━━ DATA LISTING ━━
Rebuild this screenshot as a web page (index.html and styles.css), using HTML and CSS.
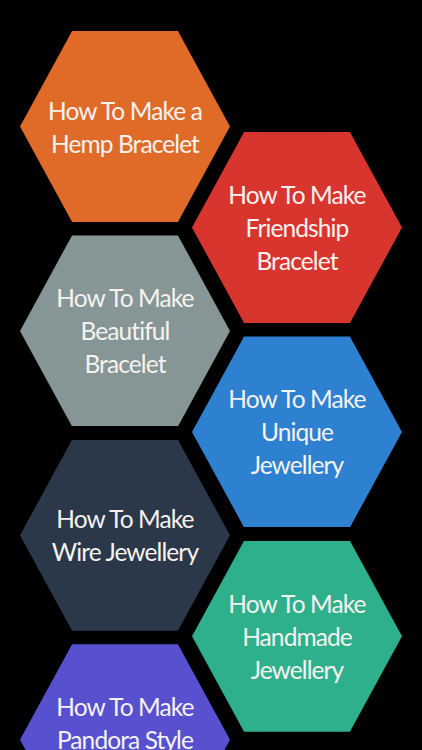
FILE: index.html
```html
<!DOCTYPE html>
<html lang="en">
<head>
<meta charset="utf-8">
<title>How To Make Bracelets</title>
<link rel="stylesheet" href="styles.css">
</head>
<body>
<div class="screen">
  <div class="col col-left">
    <div class="hex orange"><span class="label">How To Make a<br>Hemp Bracelet</span></div>
    <div class="hex gray"><span class="label">How To Make<br>Beautiful<br>Bracelet</span></div>
    <div class="hex dark"><span class="label">How To Make<br>Wire Jewellery</span></div>
    <div class="hex purple"><span class="label">How To Make<br>Pandora Style<br>Bracelet</span></div>
  </div>
  <div class="col col-right">
    <div class="hex red"><span class="label">How To Make<br>Friendship<br>Bracelet</span></div>
    <div class="hex blue"><span class="label">How To Make<br>Unique<br>Jewellery</span></div>
    <div class="hex green"><span class="label">How To Make<br>Handmade<br>Jewellery</span></div>
  </div>
</div>
</body>
</html>
```
FILE: styles.css
```css
html, body {
  margin: 0;
  padding: 0;
  background: #000;
  overflow: hidden;
}

.screen {
  width: 422px;
  height: 750px;
  box-sizing: border-box;
  padding-left: 20px;
  display: flex;
  overflow: hidden;
}

.col {
  flex: none;
  width: 210px;
  display: flex;
  flex-direction: column;
  gap: 13.4px;
}

.col-left {
  padding-top: 31px;
}

.col-right {
  padding-top: 132px;
  margin-left: -38px;
}

.hex {
  flex: none;
  height: 191px;
  clip-path: polygon(24.8% 0, 75.2% 0, 100% 50%, 75.2% 100%, 24.8% 100%, 0 50%);
  display: flex;
  align-items: center;
  justify-content: center;
  text-align: center;
  color: #f6f3ef;
  font-family: Lato, "Open Sans", sans-serif;
  font-size: 24.5px;
  line-height: 33px;
  letter-spacing: -0.9px;
}

.label {
  display: block;
}

.orange { background: #e06b28; }
.red    { background: #d9352f; }
.gray   { background: #869696; }
.blue   { background: #2e80d0; }
.dark   { background: #2b384a; }
.green  { background: #2fb08c; }
.purple { background: #5751d0; }
```
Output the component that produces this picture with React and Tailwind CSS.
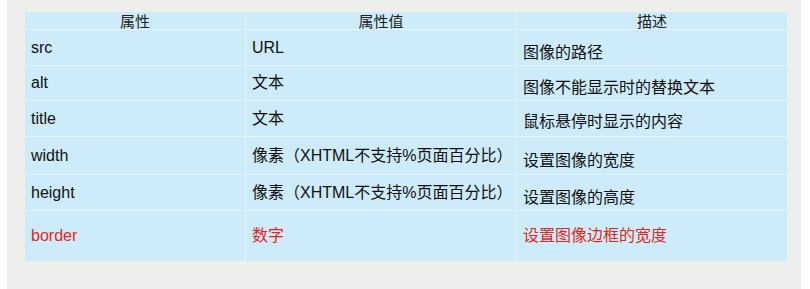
import React from "react";

const rows = [
  { a: "src", b: "URL", c: "图像的路径", h: "h-[35px]", red: false },
  { a: "alt", b: "文本", c: "图像不能显示时的替换文本", h: "h-[34px]", red: false },
  { a: "title", b: "文本", c: "鼠标悬停时显示的内容", h: "h-[35px]", red: false, small: true },
  { a: "width", b: "像素（XHTML不支持%页面百分比）", c: "设置图像的宽度", h: "h-[37px]", red: false },
  { a: "height", b: "像素（XHTML不支持%页面百分比）", c: "设置图像的高度", h: "h-[35px]", red: false },
  { a: "border", b: "数字", c: "设置图像边框的宽度", h: "h-[50px]", red: true },
];

export default function App() {
  return (
    <div className="w-[810px] h-[289px] bg-white flex" style={{ fontFamily: '"Liberation Sans", "Noto Sans CJK SC", sans-serif' }}>
      <div className="ml-[7px] w-[794px] h-[289px] bg-[#eeeeec] pt-[12px] pl-[18px]">
        <div className="w-[762px] grid grid-cols-[220px_270px_270px] gap-px bg-[#e4f4fb]">
          <div className="h-[17px] bg-[#cdebf8] flex items-center justify-center pt-[2px] text-[15px] leading-none text-[#222]">属性</div>
          <div className="h-[17px] bg-[#cdebf8] flex items-center justify-center pt-[2px] text-[15px] leading-none text-[#222]">属性值</div>
          <div className="h-[17px] bg-[#cdebf8] flex items-center justify-center pt-[2px] text-[15px] leading-none text-[#222]">描述</div>
          {rows.map((r) => {
            const color = r.red ? "text-[#e0281c]" : "text-[#111]";
            return (
              <React.Fragment key={r.a}>
                <div className={`${r.h} bg-[#cdebf8] flex items-center pl-[6px] text-[16px] leading-none ${color}`}>{r.a}</div>
                <div className={`${r.h} bg-[#cdebf8] flex items-center pl-[6px] text-[16px] leading-none ${color}`}>{r.b}</div>
                <div className={`${r.h} bg-[#cdebf8] flex items-center pl-[6px] text-[16px] leading-none ${color} ${r.red ? "" : r.small ? "pt-[6px]" : "pt-[10px]"}`}>{r.c}</div>
              </React.Fragment>
            );
          })}
        </div>
      </div>
    </div>
  );
}
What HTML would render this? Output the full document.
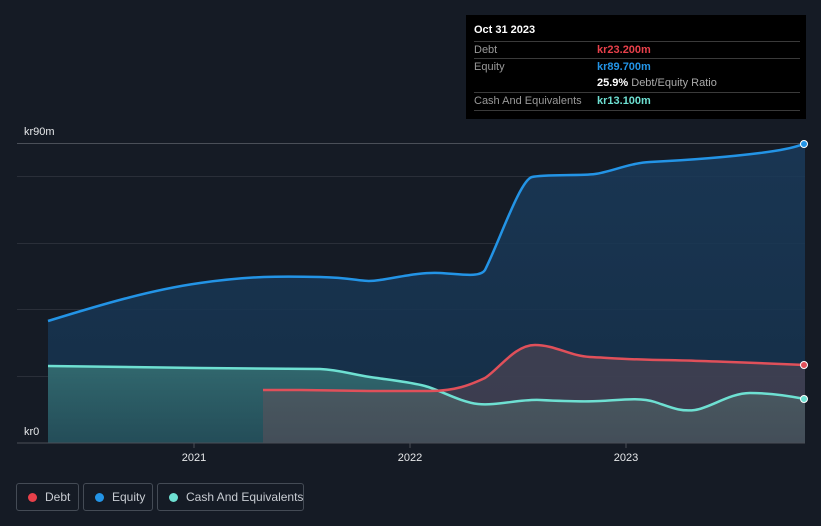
<!DOCTYPE html>
<html><head><style>
html,body{margin:0;width:821px;height:526px;overflow:hidden}
body{background:#151b25;font-family:"Liberation Sans",sans-serif;position:relative}
.tt{position:absolute;left:466px;top:15px;width:340px;height:104px;background:#000;color:#fff;font-size:11px}
.row{position:absolute;left:8px;right:6px;height:17px;border-top:1px solid #3a3a3a;line-height:17px}
.row span.l{color:#999;position:absolute;left:0}
.row span.v{position:absolute;left:123px;font-weight:bold;white-space:nowrap}
.leg{position:absolute;top:483px;height:28px;border:1px solid #444b55;border-radius:3px;color:#c8ccd2;font-size:12px;line-height:27px;box-sizing:border-box;white-space:nowrap}
.leg i{position:absolute;left:11px;top:9px;width:9px;height:9px;border-radius:50%}
</style></head><body>
<svg width="821" height="526" style="position:absolute;left:0;top:0">
<defs>
<linearGradient id="eq" x1="0" y1="0" x2="0" y2="1"><stop offset="0" stop-color="#1a3a5a" stop-opacity=".85"/><stop offset="1" stop-color="#15304a" stop-opacity=".9"/></linearGradient>
<linearGradient id="ca" x1="0" y1="0" x2="0" y2="1"><stop offset="0" stop-color="#3a7a7a" stop-opacity=".75"/><stop offset="1" stop-color="#2a5a60" stop-opacity=".7"/></linearGradient>
</defs>
<g stroke="#2a2f39" stroke-width="1">
<line x1="17" x2="805" y1="143.5" y2="143.5" stroke="#4a4f58"/>
<line x1="17" x2="805" y1="176.5" y2="176.5"/>
<line x1="17" x2="805" y1="243.5" y2="243.5"/>
<line x1="17" x2="805" y1="309.5" y2="309.5"/>
<line x1="17" x2="805" y1="376.5" y2="376.5"/>
</g>
<path d="M48,321 C100,305 150,290 200,283 S280,276 320,277 S360,283 380,280 S420,272 440,273 S480,278 485,270 C500,240 520,180 532,177 S580,176 595,174 S630,163 650,162 S720,158 760,153 S800,144 805,144 L805,443 L48,443Z" fill="url(#eq)"/>
<path d="M48,366 L200,368 L320,369 C340,370 350,374 370,377 S410,382 425,386 S460,402 478,404 S520,399 540,400 S580,402 600,401 S640,397 655,402 S680,412 695,410 S730,393 750,393 S790,396 805,399 L805,443 L48,443Z" fill="url(#ca)"/>
<path d="M263,390 L300,390 L370,391 L430,391 C455,391 470,385 485,378 C500,368 515,345 535,345 S570,356 590,357 S640,360 660,360 S760,363 805,365 L805,443 L263,443Z" fill="#6a5058" fill-opacity=".45"/>
<path d="M48,321 C100,305 150,290 200,283 S280,276 320,277 S360,283 380,280 S420,272 440,273 S480,278 485,270 C500,240 520,180 532,177 S580,176 595,174 S630,163 650,162 S720,158 760,153 S800,144 805,144" fill="none" stroke="#2394e6" stroke-width="2.5"/>
<path d="M48,366 L200,368 L320,369 C340,370 350,374 370,377 S410,382 425,386 S460,402 478,404 S520,399 540,400 S580,402 600,401 S640,397 655,402 S680,412 695,410 S730,393 750,393 S790,396 805,399" fill="none" stroke="#6ee0d2" stroke-width="2.5"/>
<path d="M263,390 L300,390 L370,391 L430,391 C455,391 470,385 485,378 C500,368 515,345 535,345 S570,356 590,357 S640,360 660,360 S760,363 805,365" fill="none" stroke="#e0505a" stroke-width="2.5"/>
<line x1="17" x2="805" y1="443" y2="443" stroke="#4a4f58"/>
<line x1="194" x2="194" y1="443" y2="448" stroke="#4a4f58"/>
<line x1="410" x2="410" y1="443" y2="448" stroke="#4a4f58"/>
<line x1="626" x2="626" y1="443" y2="448" stroke="#4a4f58"/>
<circle cx="804" cy="144" r="3.5" fill="#2394e6" stroke="#fff" stroke-width="1"/>
<circle cx="804" cy="365" r="3.5" fill="#e0505a" stroke="#fff" stroke-width="1"/>
<circle cx="804" cy="399" r="3.5" fill="#6ee0d2" stroke="#fff" stroke-width="1"/>
<g font-family="Liberation Sans" font-size="11" fill="#e6e8ea">
<text x="24" y="135">kr90m</text>
<text x="24" y="435">kr0</text>
<text x="194" y="461" text-anchor="middle">2021</text>
<text x="410" y="461" text-anchor="middle">2022</text>
<text x="626" y="461" text-anchor="middle">2023</text>
</g>
</svg>
<div class="tt">
<div style="position:absolute;left:8px;top:9px;font-weight:bold;font-size:11px">Oct 31 2023</div>
<div class="row" style="top:26px"><span class="l">Debt</span><span class="v" style="color:#e8404a">kr23.200m</span></div>
<div class="row" style="top:43px"><span class="l">Equity</span><span class="v" style="color:#2394e6">kr89.700m</span></div>
<div class="row" style="top:60px;border-top:none"><span class="v" style="color:#fff">25.9% <span style="color:#aaa;font-weight:normal">Debt/Equity Ratio</span></span></div>
<div class="row" style="top:77px"><span class="l">Cash And Equivalents</span><span class="v" style="color:#6ee0d2">kr13.100m</span></div>
<div class="row" style="top:95px;height:0"></div>
</div>
<div class="leg" style="left:16px;width:63px"><i style="background:#e8404a"></i><span style="position:absolute;left:28px">Debt</span></div>
<div class="leg" style="left:83px;width:70px"><i style="background:#2394e6"></i><span style="position:absolute;left:28px">Equity</span></div>
<div class="leg" style="left:157px;width:147px"><i style="background:#6ee0d2"></i><span style="position:absolute;left:28px">Cash And Equivalents</span></div>
</body></html>
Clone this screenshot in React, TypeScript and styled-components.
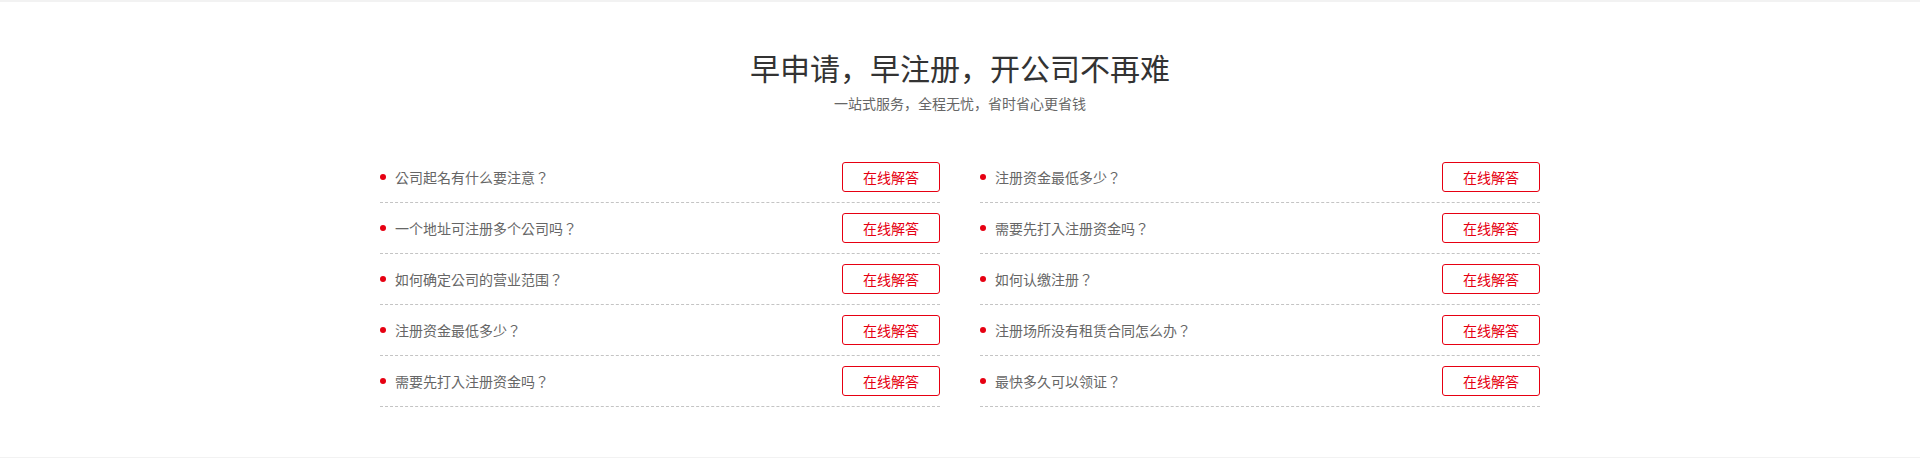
import React from 'react';
import styled, { createGlobalStyle } from 'styled-components';

const GlobalStyle = createGlobalStyle`
    html, body {
        margin: 0;
        padding: 0;
        background: #fff;
        font-family: "Noto Sans CJK TC", "Noto Sans CJK SC", "Noto Sans", sans-serif;
    }
`;

const Section = styled.section`
    border-top: 2px solid #f2f2f2;
    border-bottom: 1px solid #f2f2f2;
    padding: 45px 0 50px;
    display: flex;
    flex-direction: column;
    align-items: center;
`;

// 标题用简体字形，逗号落在底部
const Title = styled.h2`
    margin: 0;
    font-family: "Noto Sans CJK SC", sans-serif;
    font-size: 30px;
    line-height: 40px;
    font-weight: 400;
    color: #333;
`;

const SubTitle = styled.p`
    margin: 6px 0 0;
    font-family: "Noto Sans CJK SC", sans-serif;
    font-size: 14px;
    line-height: 20px;
    color: #666;
`;

const Columns = styled.div`
    margin-top: 39px;
    width: 1160px;
    display: grid;
    grid-template-columns: 1fr 1fr;
    column-gap: 40px;
`;

const List = styled.ul`
    margin: 0;
    padding: 0;
    list-style: none;
`;

const Item = styled.li`
    height: 50px;
    border-bottom: 1px dashed #c4c4c4;
    display: flex;
    align-items: center;
    justify-content: space-between;
`;

const Question = styled.span`
    display: flex;
    align-items: center;
    gap: 9px;
    font-size: 14px;
    color: #666;

    &::before {
        content: '';
        width: 6px;
        height: 6px;
        border-radius: 50%;
        background: #e60012;
    }
`;

const AnswerButton = styled.button`
    width: 98px;
    height: 30px;
    padding: 0;
    border: 1px solid #e60012;
    border-radius: 3px;
    background: #fff;
    color: #e60012;
    font-family: inherit;
    font-size: 14px;
    cursor: pointer;
`;

const leftQuestions = [
    '公司起名有什么要注意？',
    '一个地址可注册多个公司吗？',
    '如何确定公司的营业范围？',
    '注册资金最低多少？',
    '需要先打入注册资金吗？',
];

const rightQuestions = [
    '注册资金最低多少？',
    '需要先打入注册资金吗？',
    '如何认缴注册？',
    '注册场所没有租赁合同怎么办？',
    '最快多久可以领证？',
];

const QuestionList = ({ items }: { items: string[] }) => (
    <List>
        {items.map((q, i) => (
            <Item key={i}>
                <Question>{q}</Question>
                <AnswerButton>在线解答</AnswerButton>
            </Item>
        ))}
    </List>
);

export default function App() {
    return (
        <>
            <GlobalStyle />
            <Section>
                <Title>早申请，早注册，开公司不再难</Title>
                <SubTitle>一站式服务，全程无忧，省时省心更省钱</SubTitle>
                <Columns>
                    <QuestionList items={leftQuestions} />
                    <QuestionList items={rightQuestions} />
                </Columns>
            </Section>
        </>
    );
}
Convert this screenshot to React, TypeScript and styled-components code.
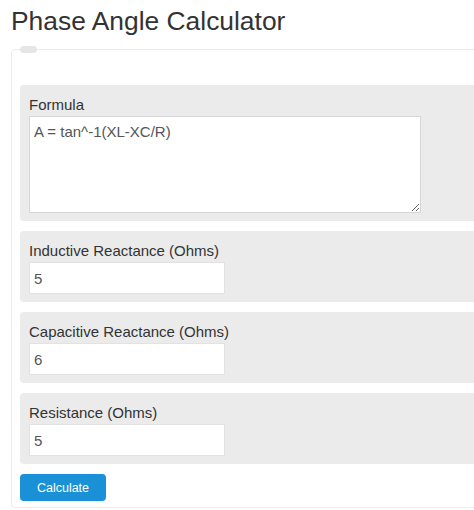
━━━
Work through the records line by line and tally those holding "TypeScript". Reply with the number alone.

2